▶ _ENTRIES PROVIDED_

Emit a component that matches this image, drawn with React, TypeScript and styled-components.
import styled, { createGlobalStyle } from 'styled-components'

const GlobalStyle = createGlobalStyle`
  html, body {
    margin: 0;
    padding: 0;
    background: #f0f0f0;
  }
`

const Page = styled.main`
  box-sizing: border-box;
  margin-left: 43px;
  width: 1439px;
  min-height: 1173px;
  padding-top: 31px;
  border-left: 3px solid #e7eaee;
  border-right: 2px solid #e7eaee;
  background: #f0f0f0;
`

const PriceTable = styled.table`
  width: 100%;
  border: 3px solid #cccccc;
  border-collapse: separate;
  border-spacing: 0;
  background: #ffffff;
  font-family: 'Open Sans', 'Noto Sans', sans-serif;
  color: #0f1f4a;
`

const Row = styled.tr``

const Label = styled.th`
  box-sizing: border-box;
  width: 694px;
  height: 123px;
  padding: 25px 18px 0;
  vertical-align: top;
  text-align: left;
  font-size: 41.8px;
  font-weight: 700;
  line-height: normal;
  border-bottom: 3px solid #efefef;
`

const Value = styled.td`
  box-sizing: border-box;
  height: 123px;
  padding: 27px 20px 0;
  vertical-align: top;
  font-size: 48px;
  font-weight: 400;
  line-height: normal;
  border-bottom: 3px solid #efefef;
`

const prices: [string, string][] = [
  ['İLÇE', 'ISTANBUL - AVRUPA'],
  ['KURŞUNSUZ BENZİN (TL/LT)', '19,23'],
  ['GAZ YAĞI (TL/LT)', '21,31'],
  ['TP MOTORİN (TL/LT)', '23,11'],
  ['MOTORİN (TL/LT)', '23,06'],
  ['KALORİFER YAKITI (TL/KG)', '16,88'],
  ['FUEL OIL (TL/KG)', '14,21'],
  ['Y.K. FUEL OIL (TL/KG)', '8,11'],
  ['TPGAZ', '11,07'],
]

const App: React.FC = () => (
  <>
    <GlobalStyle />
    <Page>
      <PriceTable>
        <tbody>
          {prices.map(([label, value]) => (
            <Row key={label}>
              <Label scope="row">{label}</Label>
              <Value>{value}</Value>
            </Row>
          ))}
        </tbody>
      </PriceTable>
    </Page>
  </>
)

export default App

* * *

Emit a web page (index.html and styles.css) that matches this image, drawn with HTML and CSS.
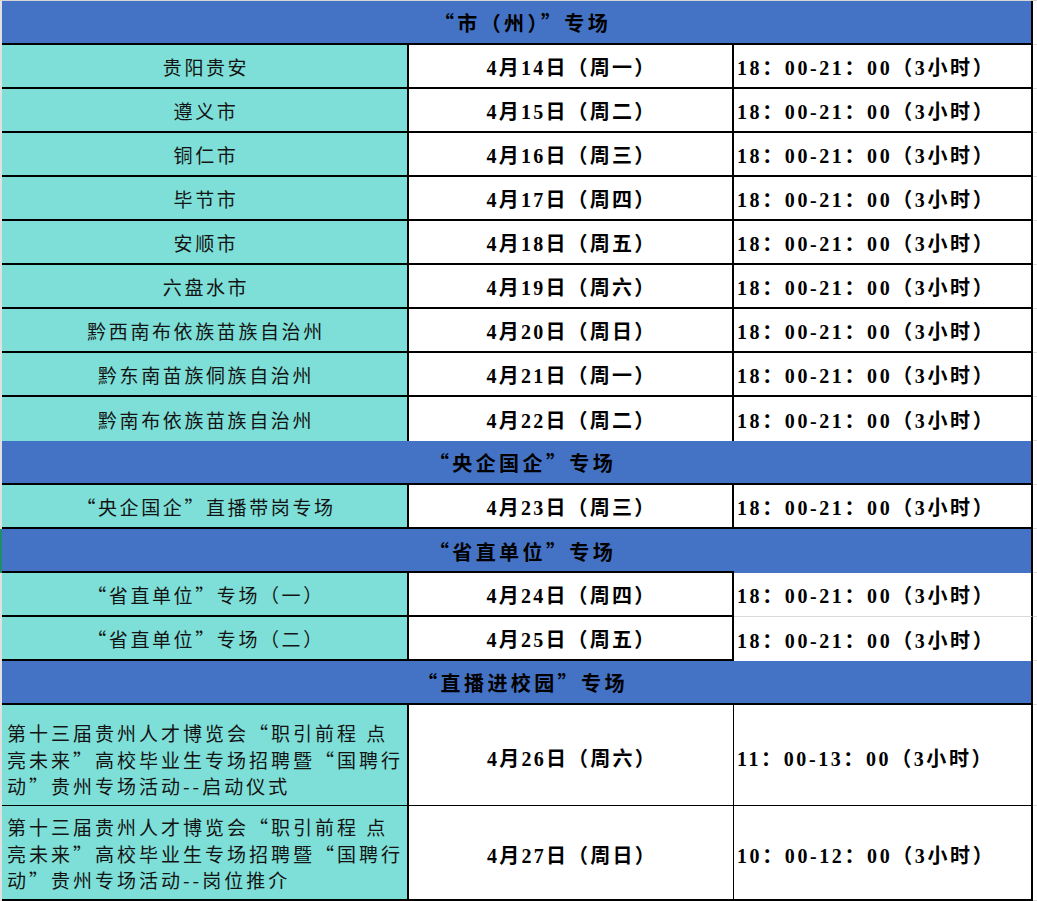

...

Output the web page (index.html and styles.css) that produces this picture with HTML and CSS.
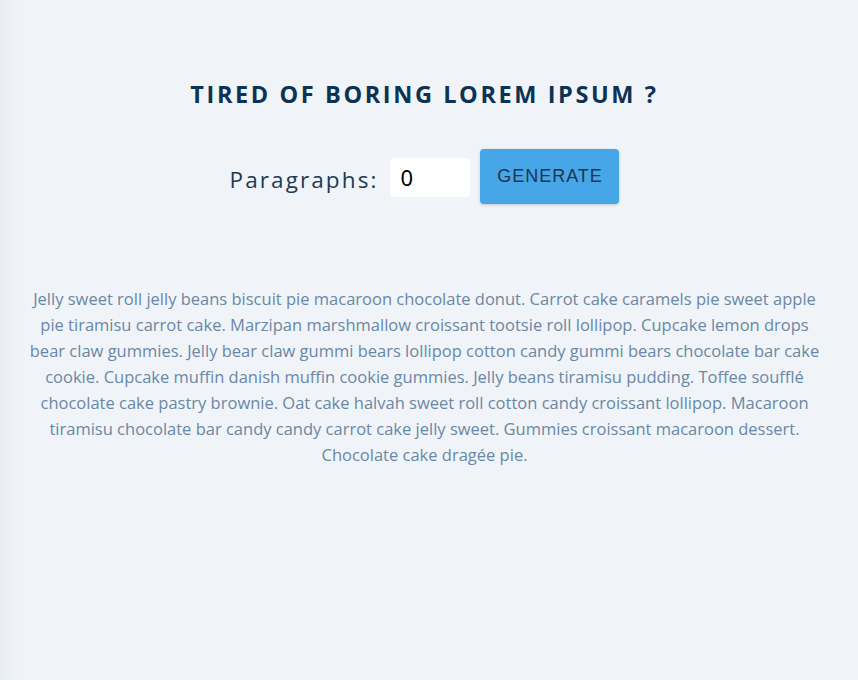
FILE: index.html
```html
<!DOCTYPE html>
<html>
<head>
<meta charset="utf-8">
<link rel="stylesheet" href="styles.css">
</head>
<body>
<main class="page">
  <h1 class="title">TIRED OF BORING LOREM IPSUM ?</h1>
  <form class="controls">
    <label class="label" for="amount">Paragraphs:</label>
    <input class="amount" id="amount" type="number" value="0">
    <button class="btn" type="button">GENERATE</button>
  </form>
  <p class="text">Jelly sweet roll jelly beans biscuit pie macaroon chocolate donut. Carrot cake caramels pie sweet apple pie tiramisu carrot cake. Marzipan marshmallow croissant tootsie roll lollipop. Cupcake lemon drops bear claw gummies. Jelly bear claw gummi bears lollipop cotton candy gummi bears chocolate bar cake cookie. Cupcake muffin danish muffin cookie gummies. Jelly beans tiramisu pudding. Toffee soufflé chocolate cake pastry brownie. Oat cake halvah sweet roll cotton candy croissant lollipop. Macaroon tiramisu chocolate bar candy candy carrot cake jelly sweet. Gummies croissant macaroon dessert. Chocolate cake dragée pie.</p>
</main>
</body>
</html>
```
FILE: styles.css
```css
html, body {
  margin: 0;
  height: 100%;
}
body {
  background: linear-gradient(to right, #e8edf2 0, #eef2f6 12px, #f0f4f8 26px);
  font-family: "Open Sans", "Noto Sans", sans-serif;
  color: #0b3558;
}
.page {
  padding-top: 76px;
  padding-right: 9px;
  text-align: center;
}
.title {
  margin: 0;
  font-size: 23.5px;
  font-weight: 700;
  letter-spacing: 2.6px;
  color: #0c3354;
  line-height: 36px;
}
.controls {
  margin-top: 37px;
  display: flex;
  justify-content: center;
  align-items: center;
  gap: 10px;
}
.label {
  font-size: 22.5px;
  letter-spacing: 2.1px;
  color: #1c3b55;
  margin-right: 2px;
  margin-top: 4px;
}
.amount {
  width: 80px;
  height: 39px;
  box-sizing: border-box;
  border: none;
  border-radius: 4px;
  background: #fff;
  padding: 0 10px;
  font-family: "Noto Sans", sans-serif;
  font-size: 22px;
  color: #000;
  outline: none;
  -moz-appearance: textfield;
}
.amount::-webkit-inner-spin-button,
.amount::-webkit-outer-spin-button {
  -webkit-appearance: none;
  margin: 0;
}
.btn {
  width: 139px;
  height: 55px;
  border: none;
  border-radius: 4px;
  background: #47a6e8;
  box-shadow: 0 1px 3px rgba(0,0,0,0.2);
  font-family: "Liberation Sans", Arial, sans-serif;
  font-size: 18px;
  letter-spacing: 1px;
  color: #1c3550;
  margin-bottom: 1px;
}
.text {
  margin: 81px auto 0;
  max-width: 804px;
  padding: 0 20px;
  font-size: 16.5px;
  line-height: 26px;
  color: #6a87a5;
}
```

▶ _INSTRUCTIONS FOR THE TASK_
Report how many lines of the entries hold the word "drawn". Nothing else is needed.

▶ _SOLUTION TO THE PROBLEM_
2